The best tool is not the one with the most features. It's the one that works when you need it, without asking you to pay, log in seventeen times, or watch an advertisement. If I had to give you one piece of advice for how to use these tools as a student, it would be this: don't wait for the emergency. I wasted so much time and stress because I only discovered these tools in moments of desperation. Spend twenty minutes today — not when you're panicking — exploring what each one can do. Upload an old assignment. Try the compress function. Play with the merge tool.
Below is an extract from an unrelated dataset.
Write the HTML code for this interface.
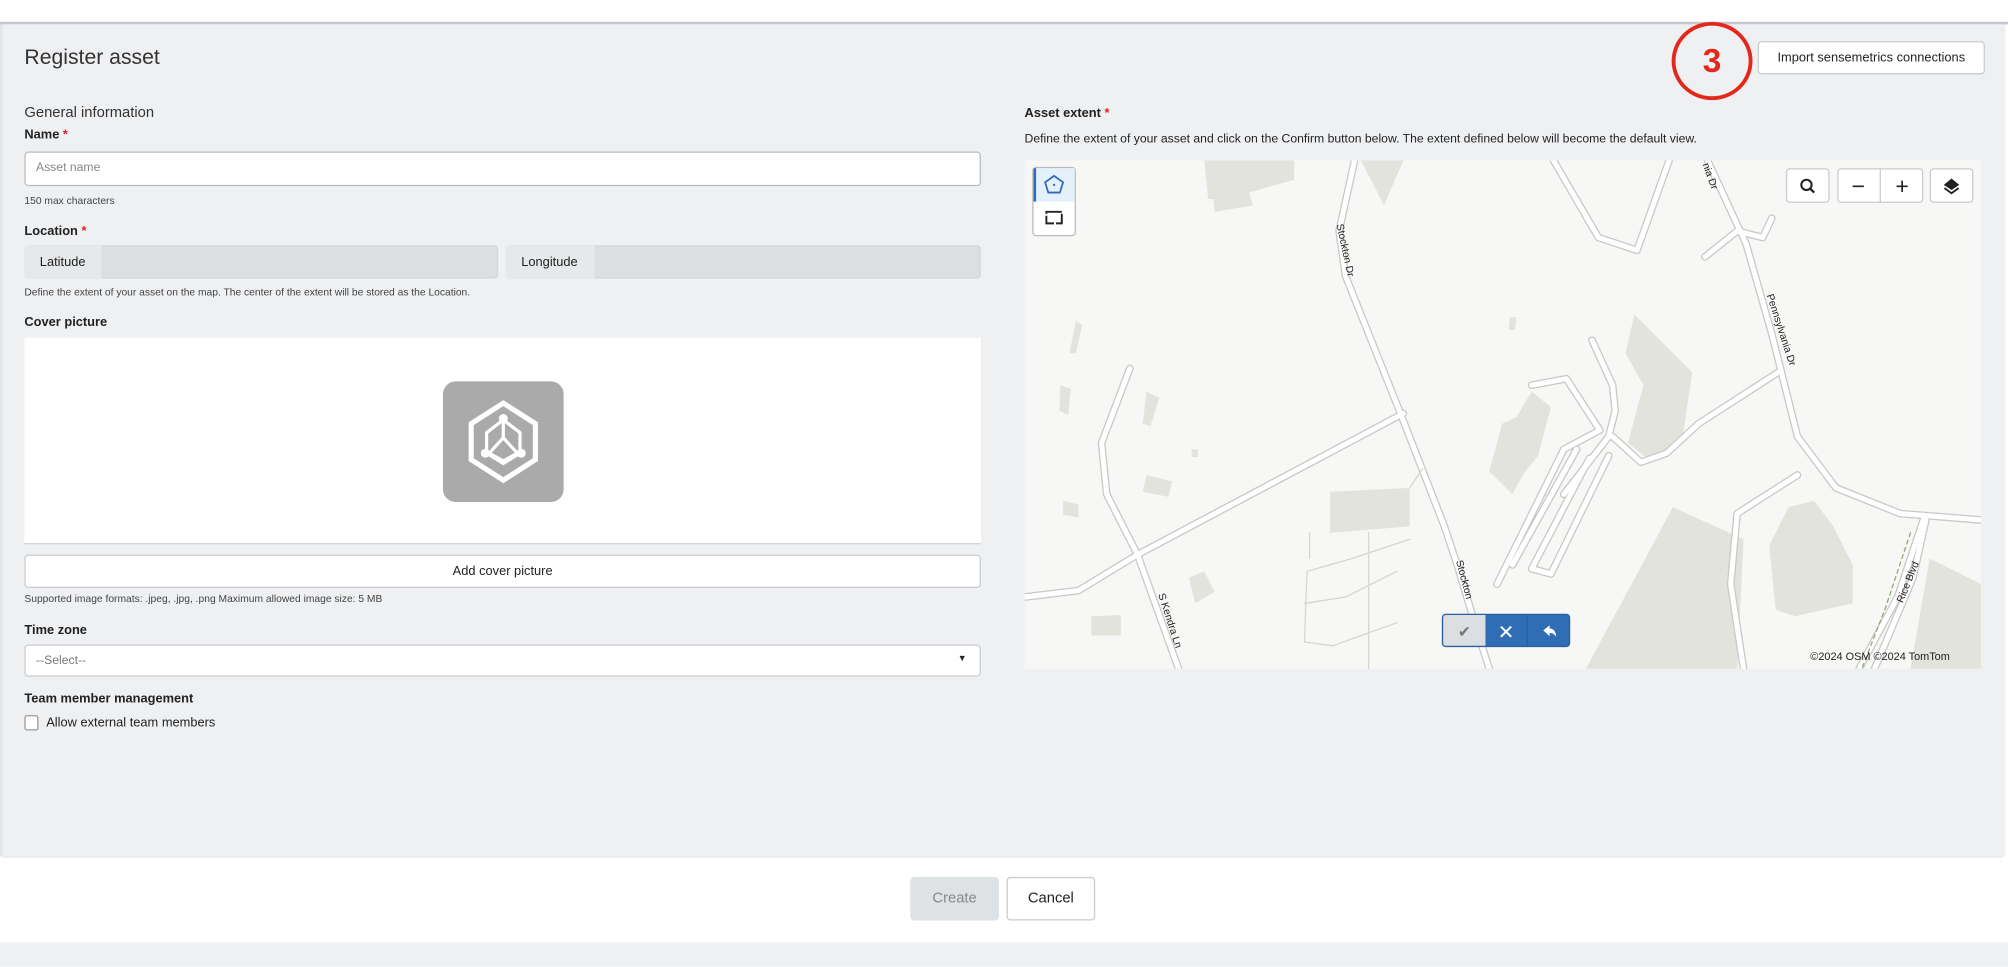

When the real deadline arrives at 2 AM and your file won't upload because it's too big, you'll thank yourself for knowing exactly where to go.
Also: bookmark the pages directly. Don't rely on remembering the name and Googling it under pressure. In a moment of genuine panic, I once Googled "the PDF squisher website" and spent five minutes on the wrong site. Just save the bookmarks. It takes three seconds. Do it now.
A Final, Honest Word
None of these tools are perfect. Each one has limits on its free tier. Each one will eventually nudge you toward a paid plan when you want something more. That's fine — they're businesses, and they offer real value. But for the vast majority of what a student needs on a daily basis, the free tiers of these five tools are more than enough.
You don't need to spend money to handle PDFs well as a student. You just need the right five bookmarks and the confidence to use them. I hope this article gave you both. And if you ever find yourself at midnight with a 20MB thesis that needs to be 5MB by morning — you know exactly where to go.
Good luck out there. Take care of your sleep, drink some water, and let these tools take care of your PDFs.